**TASK TO CARRY OUT**. Copy everything in the listing below word for word, apart from any images.

**PROVIDED MATERIAL**.
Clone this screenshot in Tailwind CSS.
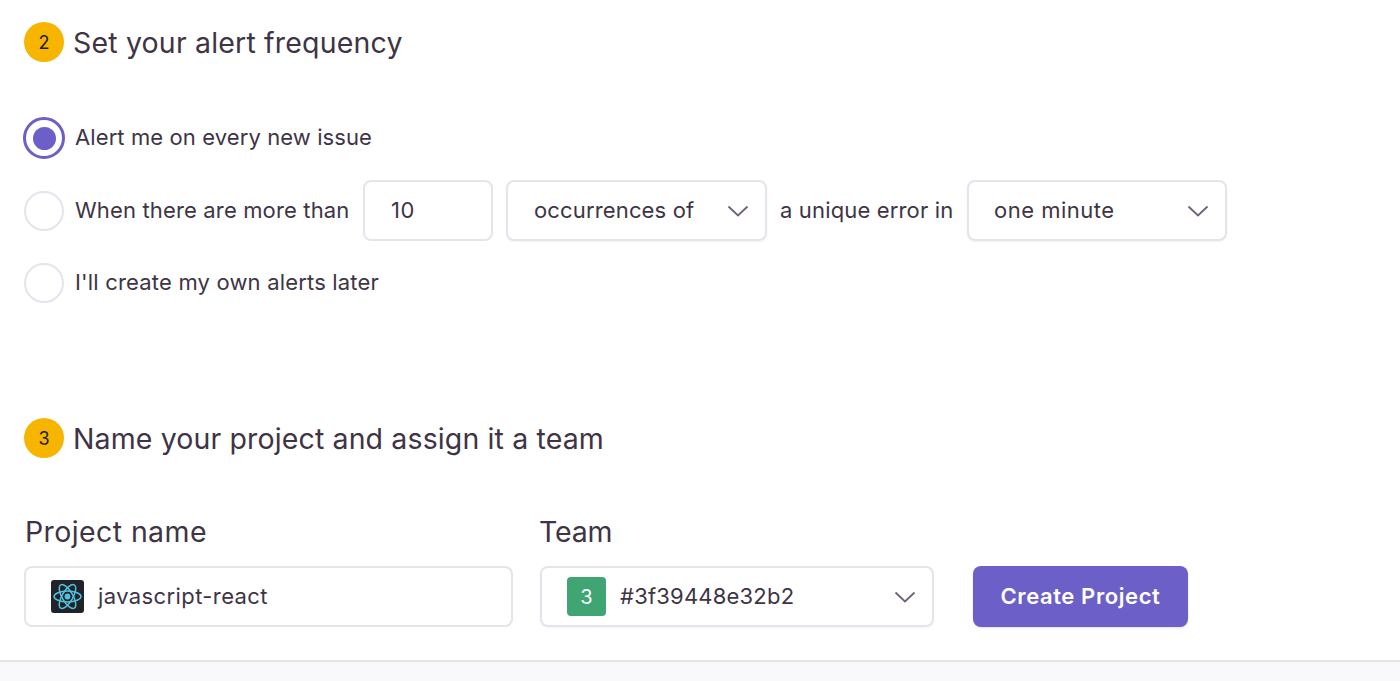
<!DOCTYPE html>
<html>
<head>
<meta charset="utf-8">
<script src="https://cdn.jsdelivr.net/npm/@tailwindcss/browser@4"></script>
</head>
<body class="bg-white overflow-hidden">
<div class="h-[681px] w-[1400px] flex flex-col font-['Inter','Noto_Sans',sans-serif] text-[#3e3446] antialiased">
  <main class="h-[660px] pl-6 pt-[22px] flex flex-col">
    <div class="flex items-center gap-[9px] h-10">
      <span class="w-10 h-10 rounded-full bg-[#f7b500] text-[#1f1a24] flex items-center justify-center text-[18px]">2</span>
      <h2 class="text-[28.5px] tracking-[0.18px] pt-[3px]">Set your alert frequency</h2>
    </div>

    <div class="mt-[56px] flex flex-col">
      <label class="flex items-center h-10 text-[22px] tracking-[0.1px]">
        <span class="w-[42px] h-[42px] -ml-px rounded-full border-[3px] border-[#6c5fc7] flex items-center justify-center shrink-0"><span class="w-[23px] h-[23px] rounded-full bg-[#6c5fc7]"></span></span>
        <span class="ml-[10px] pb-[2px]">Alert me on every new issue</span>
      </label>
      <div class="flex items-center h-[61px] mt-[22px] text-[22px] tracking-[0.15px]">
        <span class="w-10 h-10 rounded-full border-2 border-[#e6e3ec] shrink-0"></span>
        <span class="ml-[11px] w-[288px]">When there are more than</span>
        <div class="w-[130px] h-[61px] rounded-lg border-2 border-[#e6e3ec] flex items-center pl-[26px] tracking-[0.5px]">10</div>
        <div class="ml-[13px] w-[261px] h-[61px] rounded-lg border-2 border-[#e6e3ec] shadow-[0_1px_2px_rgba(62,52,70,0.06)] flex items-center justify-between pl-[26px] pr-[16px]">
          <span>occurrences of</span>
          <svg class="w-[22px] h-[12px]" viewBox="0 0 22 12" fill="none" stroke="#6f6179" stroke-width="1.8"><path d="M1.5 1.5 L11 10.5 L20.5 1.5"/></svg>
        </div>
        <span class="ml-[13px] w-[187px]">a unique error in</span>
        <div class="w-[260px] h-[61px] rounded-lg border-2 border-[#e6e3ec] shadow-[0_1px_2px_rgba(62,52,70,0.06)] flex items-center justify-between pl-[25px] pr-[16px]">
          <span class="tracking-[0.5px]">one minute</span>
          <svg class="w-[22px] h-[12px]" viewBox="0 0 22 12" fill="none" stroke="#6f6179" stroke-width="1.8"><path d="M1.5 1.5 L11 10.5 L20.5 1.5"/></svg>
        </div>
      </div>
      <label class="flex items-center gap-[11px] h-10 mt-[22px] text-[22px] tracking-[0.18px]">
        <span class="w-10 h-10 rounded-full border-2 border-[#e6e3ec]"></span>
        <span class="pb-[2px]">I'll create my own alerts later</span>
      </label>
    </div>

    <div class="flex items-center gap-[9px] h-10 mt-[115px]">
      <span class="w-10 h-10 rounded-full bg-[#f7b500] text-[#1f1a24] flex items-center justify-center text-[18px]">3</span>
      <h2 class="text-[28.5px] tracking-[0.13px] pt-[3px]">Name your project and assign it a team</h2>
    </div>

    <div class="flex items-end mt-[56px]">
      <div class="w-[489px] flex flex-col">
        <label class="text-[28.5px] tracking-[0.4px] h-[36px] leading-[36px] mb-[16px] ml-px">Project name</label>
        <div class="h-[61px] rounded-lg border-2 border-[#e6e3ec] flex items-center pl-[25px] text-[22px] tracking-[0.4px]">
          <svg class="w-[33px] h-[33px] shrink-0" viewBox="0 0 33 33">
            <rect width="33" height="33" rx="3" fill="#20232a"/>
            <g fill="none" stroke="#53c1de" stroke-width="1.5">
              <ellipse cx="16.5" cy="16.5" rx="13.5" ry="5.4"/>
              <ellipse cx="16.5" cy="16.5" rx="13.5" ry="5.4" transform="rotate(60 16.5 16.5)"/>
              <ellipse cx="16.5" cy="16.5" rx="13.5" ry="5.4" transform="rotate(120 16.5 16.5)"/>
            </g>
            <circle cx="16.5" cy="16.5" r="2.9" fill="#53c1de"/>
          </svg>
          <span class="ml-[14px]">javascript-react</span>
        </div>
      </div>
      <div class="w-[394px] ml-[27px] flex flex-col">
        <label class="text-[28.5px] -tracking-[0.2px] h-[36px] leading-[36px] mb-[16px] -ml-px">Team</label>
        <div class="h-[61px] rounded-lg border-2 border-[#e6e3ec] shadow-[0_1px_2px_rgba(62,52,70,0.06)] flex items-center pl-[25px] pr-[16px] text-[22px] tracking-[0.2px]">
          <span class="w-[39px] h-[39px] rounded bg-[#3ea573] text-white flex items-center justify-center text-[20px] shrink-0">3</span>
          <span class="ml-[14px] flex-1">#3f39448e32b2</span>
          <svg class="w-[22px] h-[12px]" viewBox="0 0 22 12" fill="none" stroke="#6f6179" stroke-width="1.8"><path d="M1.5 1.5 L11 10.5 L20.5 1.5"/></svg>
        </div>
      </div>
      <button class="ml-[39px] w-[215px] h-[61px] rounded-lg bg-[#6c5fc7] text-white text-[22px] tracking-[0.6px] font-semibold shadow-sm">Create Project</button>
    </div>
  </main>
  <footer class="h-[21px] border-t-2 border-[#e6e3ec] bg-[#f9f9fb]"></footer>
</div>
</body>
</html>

**COMPLETE ANSWER**.
Clone this screenshot in Tailwind CSS.
<!DOCTYPE html>
<html>
<head>
<meta charset="utf-8">
<script src="https://cdn.jsdelivr.net/npm/@tailwindcss/browser@4"></script>
</head>
<body class="bg-white overflow-hidden">
<div class="h-[681px] w-[1400px] flex flex-col font-['Inter','Noto_Sans',sans-serif] text-[#3e3446] antialiased">
  <main class="h-[660px] pl-6 pt-[22px] flex flex-col">
    <div class="flex items-center gap-[9px] h-10">
      <span class="w-10 h-10 rounded-full bg-[#f7b500] text-[#1f1a24] flex items-center justify-center text-[18px]">2</span>
      <h2 class="text-[28.5px] tracking-[0.18px] pt-[3px]">Set your alert frequency</h2>
    </div>

    <div class="mt-[56px] flex flex-col">
      <label class="flex items-center h-10 text-[22px] tracking-[0.1px]">
        <span class="w-[42px] h-[42px] -ml-px rounded-full border-[3px] border-[#6c5fc7] flex items-center justify-center shrink-0"><span class="w-[23px] h-[23px] rounded-full bg-[#6c5fc7]"></span></span>
        <span class="ml-[10px] pb-[2px]">Alert me on every new issue</span>
      </label>
      <div class="flex items-center h-[61px] mt-[22px] text-[22px] tracking-[0.15px]">
        <span class="w-10 h-10 rounded-full border-2 border-[#e6e3ec] shrink-0"></span>
        <span class="ml-[11px] w-[288px]">When there are more than</span>
        <div class="w-[130px] h-[61px] rounded-lg border-2 border-[#e6e3ec] flex items-center pl-[26px] tracking-[0.5px]">10</div>
        <div class="ml-[13px] w-[261px] h-[61px] rounded-lg border-2 border-[#e6e3ec] shadow-[0_1px_2px_rgba(62,52,70,0.06)] flex items-center justify-between pl-[26px] pr-[16px]">
          <span>occurrences of</span>
          <svg class="w-[22px] h-[12px]" viewBox="0 0 22 12" fill="none" stroke="#6f6179" stroke-width="1.8"><path d="M1.5 1.5 L11 10.5 L20.5 1.5"/></svg>
        </div>
        <span class="ml-[13px] w-[187px]">a unique error in</span>
        <div class="w-[260px] h-[61px] rounded-lg border-2 border-[#e6e3ec] shadow-[0_1px_2px_rgba(62,52,70,0.06)] flex items-center justify-between pl-[25px] pr-[16px]">
          <span class="tracking-[0.5px]">one minute</span>
          <svg class="w-[22px] h-[12px]" viewBox="0 0 22 12" fill="none" stroke="#6f6179" stroke-width="1.8"><path d="M1.5 1.5 L11 10.5 L20.5 1.5"/></svg>
        </div>
      </div>
      <label class="flex items-center gap-[11px] h-10 mt-[22px] text-[22px] tracking-[0.18px]">
        <span class="w-10 h-10 rounded-full border-2 border-[#e6e3ec]"></span>
        <span class="pb-[2px]">I'll create my own alerts later</span>
      </label>
    </div>

    <div class="flex items-center gap-[9px] h-10 mt-[115px]">
      <span class="w-10 h-10 rounded-full bg-[#f7b500] text-[#1f1a24] flex items-center justify-center text-[18px]">3</span>
      <h2 class="text-[28.5px] tracking-[0.13px] pt-[3px]">Name your project and assign it a team</h2>
    </div>

    <div class="flex items-end mt-[56px]">
      <div class="w-[489px] flex flex-col">
        <label class="text-[28.5px] tracking-[0.4px] h-[36px] leading-[36px] mb-[16px] ml-px">Project name</label>
        <div class="h-[61px] rounded-lg border-2 border-[#e6e3ec] flex items-center pl-[25px] text-[22px] tracking-[0.4px]">
          <svg class="w-[33px] h-[33px] shrink-0" viewBox="0 0 33 33">
            <rect width="33" height="33" rx="3" fill="#20232a"/>
            <g fill="none" stroke="#53c1de" stroke-width="1.5">
              <ellipse cx="16.5" cy="16.5" rx="13.5" ry="5.4"/>
              <ellipse cx="16.5" cy="16.5" rx="13.5" ry="5.4" transform="rotate(60 16.5 16.5)"/>
              <ellipse cx="16.5" cy="16.5" rx="13.5" ry="5.4" transform="rotate(120 16.5 16.5)"/>
            </g>
            <circle cx="16.5" cy="16.5" r="2.9" fill="#53c1de"/>
          </svg>
          <span class="ml-[14px]">javascript-react</span>
        </div>
      </div>
      <div class="w-[394px] ml-[27px] flex flex-col">
        <label class="text-[28.5px] -tracking-[0.2px] h-[36px] leading-[36px] mb-[16px] -ml-px">Team</label>
        <div class="h-[61px] rounded-lg border-2 border-[#e6e3ec] shadow-[0_1px_2px_rgba(62,52,70,0.06)] flex items-center pl-[25px] pr-[16px] text-[22px] tracking-[0.2px]">
          <span class="w-[39px] h-[39px] rounded bg-[#3ea573] text-white flex items-center justify-center text-[20px] shrink-0">3</span>
          <span class="ml-[14px] flex-1">#3f39448e32b2</span>
          <svg class="w-[22px] h-[12px]" viewBox="0 0 22 12" fill="none" stroke="#6f6179" stroke-width="1.8"><path d="M1.5 1.5 L11 10.5 L20.5 1.5"/></svg>
        </div>
      </div>
      <button class="ml-[39px] w-[215px] h-[61px] rounded-lg bg-[#6c5fc7] text-white text-[22px] tracking-[0.6px] font-semibold shadow-sm">Create Project</button>
    </div>
  </main>
  <footer class="h-[21px] border-t-2 border-[#e6e3ec] bg-[#f9f9fb]"></footer>
</div>
</body>
</html>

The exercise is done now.